I tell him that I recognize the words, though I don't know what they are from. He's not sure either. Later I will find that the longer version of the proverb comes from Kipling. Gehenna is a Hebrew word that refers to hell, the place where evil is ultimately destroyed.

“We all got kicked out,” he continues. “My mom kept us together for a year and a half. But she wasn't up to raising us on her own, and one day she just disappeared, leaving us behind.

“So it's during that period, when I was homeless, that's the time when I spent a lot of time with Beat. We did a lot of drugs. I regret that now,” he says.

“What kind of drugs?” I ask.

“Brian's girlfriend was working in a nursing home, and she could steal prescription drugs. She could steal anything. We always had pills…. We could get any pills we wanted, for a long time.”

He must be referring to Abby, I realize now. This is what her brother was talking about when he said that Abby had laid her own bed and now she had to lie in it. That terrible bed.

“I was homeless, so I was spending time with these guys. It got me in trouble in '66 or '67. We had a party at a house that I was living at, and the police came looking for drugs. I had to go to jail for a few months for that. Jail was a wake-up call for me.

“After that I moved to the Cape. I got off drugs. I had calmed down. I had a day job, cleaning up a restaurant. I was living in a tent. It turned out that Brian was living down on the Cape, too. One day I ran into him. He asked me where I was living. I told him. He said to me, I got a place, I could use a roommate. He had rented a small house. He seemed to be doing really well.
He had a nice job. He was working long hours as a plumber's apprentice.

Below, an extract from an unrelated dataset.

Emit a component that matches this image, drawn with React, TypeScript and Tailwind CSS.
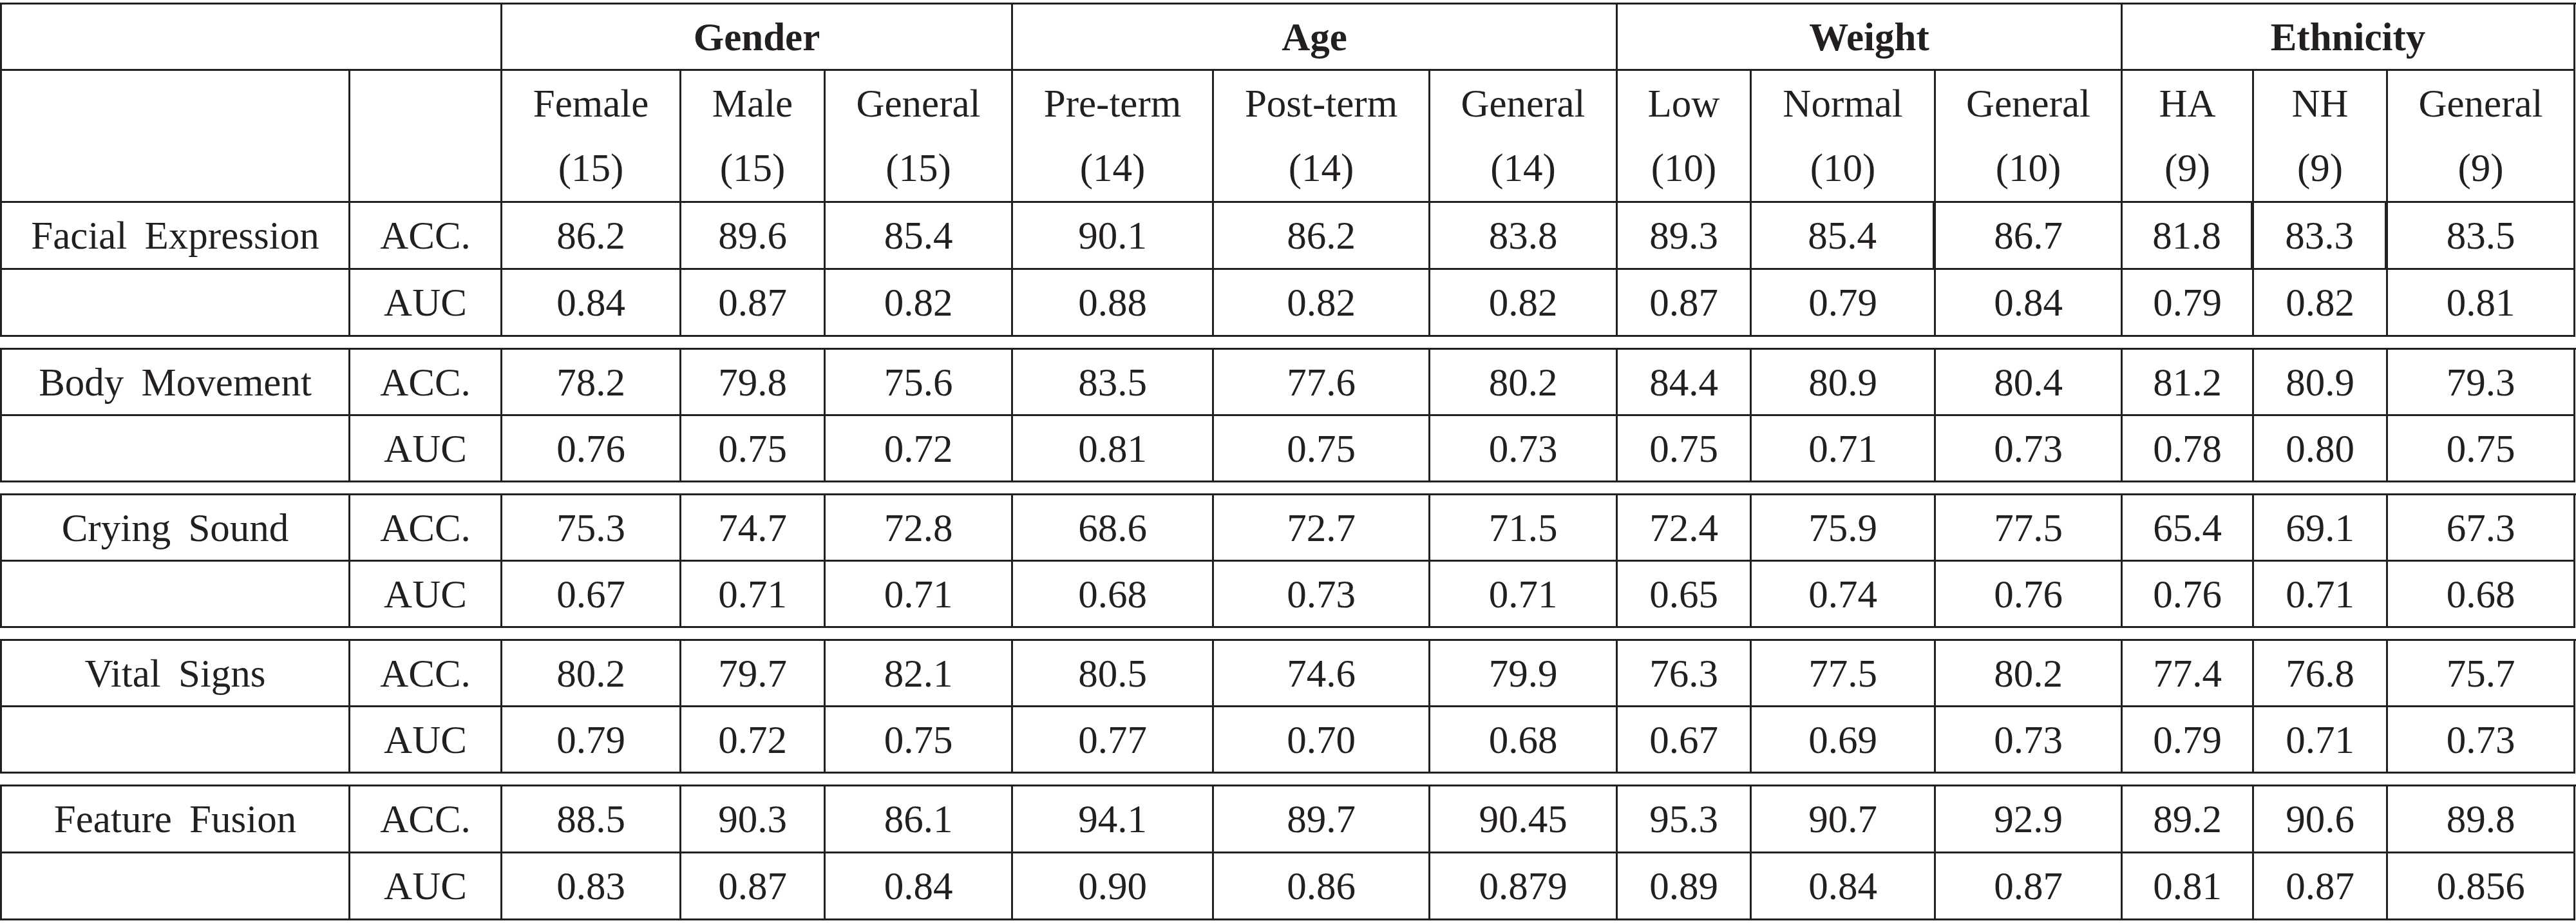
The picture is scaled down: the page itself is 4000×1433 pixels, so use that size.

“Brian was strange, though,” he says, returning to the topic I came here to discuss. “He had a mean streak.”

“What do you mean by a mean streak?” I ask.

“He wasn't mean the way I picture rapists.”

So he knows that Brian was guilty.

“It was as if he had a dual personality. He was always smiling. But he could be sadistic.”

He thinks of an example. “We used to do intravenous drugs—we prepared them out of the drugs that his girlfriend brought us. We made opium out of paregoric. It was used to put on baby's gums when they are teething, but it has opium in it, so if you had enough of it you could extract the opium. We had all done it enough so we knew what we were doing. It was easy to find the vein and stick the needle in. But there was a girl with us who didn't know what to do. Brian offered to help her. He missed the vein. If the drug goes into your muscles, it burns. He burned her arm very badly. Her arm swelled up, but he was smiling the whole time.

“Brian had this grin on his face,” he repeats. “We all agreed later that he did it on purpose. He seemed to enjoy it.”

He pauses.

“I would say he was disturbed,” he says. That word again. The same word Mary, the Beats' neighbor, used to refer to Brian Beat.

Now he has some misgivings. There is a part of him that is like Mary. He, too, would like not to speak ill of the dead.

“I feel disloyal telling you all this. He could understand the beauty of a beautiful poem, but he couldn't arrange his life so he could live that way. He could envision the beauty of life and the goodness of life but somehow wasn't able to actualize what he knew was possible. It's a shame. Like I said, most of the time he was a nice guy. It's just that one of the gears didn't mesh….”

I don't respond. I have little tolerance for this kind of spiritual mumbo-jumbo, especially in this context.